Ruto tencionava tentar obter um calendário de reembolso mais lento quando visitou a China em Outubro, no âmbito do 10º aniversário da Iniciativa do Cinturão e Rota da China. A iniciativa construiu uma série de grandes projectos de infra-estruturas em toda a África, enquanto inundava o Quénia e muitos outros países do continente com enormes montantes de dívida.
A dívida total do Quénia cresceu acentuadamente na última década, passando de 38% do produto interno bruto (PIB) em 2012 para os actuais 67% do PIB — um nível que o Banco Mundial e o FMI consideram um risco elevado de criar dificuldades financeiras.
De acordo com a agência internacional de notação de obrigações Fitch, os pagamentos totais da dívida do Quénia aumentaram de 2,8 bilhões de dólares em 2023 para 4,3 bilhões de dólares no actual exercício orçamental, que termina em Junho de 2024. O pagamento da dívida representa mais de um sexto do orçamento nacional de 24,4 bilhões de dólares.
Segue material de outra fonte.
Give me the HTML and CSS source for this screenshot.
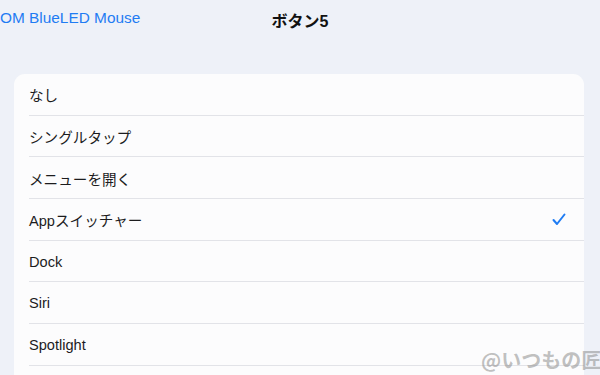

Os analistas financeiros internacionais afirmam que o Quénia parece ser capaz de manter os pagamentos da sua dívida a curto prazo, mas poderá correr o risco de incumprimento até 2025. A empresa de análise IHS Markit coloca as probabilidades de um incumprimento queniano em 35%.
A queda do valor do xelim queniano está a provocar o aumento das dívidas do país. Apesar disso, em Junho, o Ministro das Finanças, Njuguna Ndung’u, afirmou que o Governo pagará as suas contas quando chegar o tempo.
A ameaça de pagamento de empréstimos avultados levou Ruto a limitar as viagens oficiais e a exigir que os ministros do seu governo reduzissem os seus orçamentos em 10%. Ruto também aumentou os impostos sobre os combustíveis e a habitação para gerar receitas para o pagamento da dívida. As tarifas de transporte de passageiros na SGR também aumentarão de 30% a 50%.
Em Julho de 2023, o pagamento semestral da dívida da SGR do Quénia à China atingiu 356 milhões de dólares, o que representa quase 80% do pagamento da dívida de 451 milhões de dólares desse mês, informou o governo.
Mesmo quando Ruto procura mais dinheiro da China, Karuti Kanyinga, investigador do Instituto de Estudos para o Desenvolvimento da Universidade de Nairobi, avisa que o Quénia pode estar a encurralar-se financeiramente.
“A moeda do Quénia está a desvalorizar-se,” disse Kanyinga à Africa News. “Por isso, estamos a pagar muito caro. A maior parte dos nossos rendimentos vai, de facto, para o pagamento de empréstimos chineses. Isso não é sustentável.”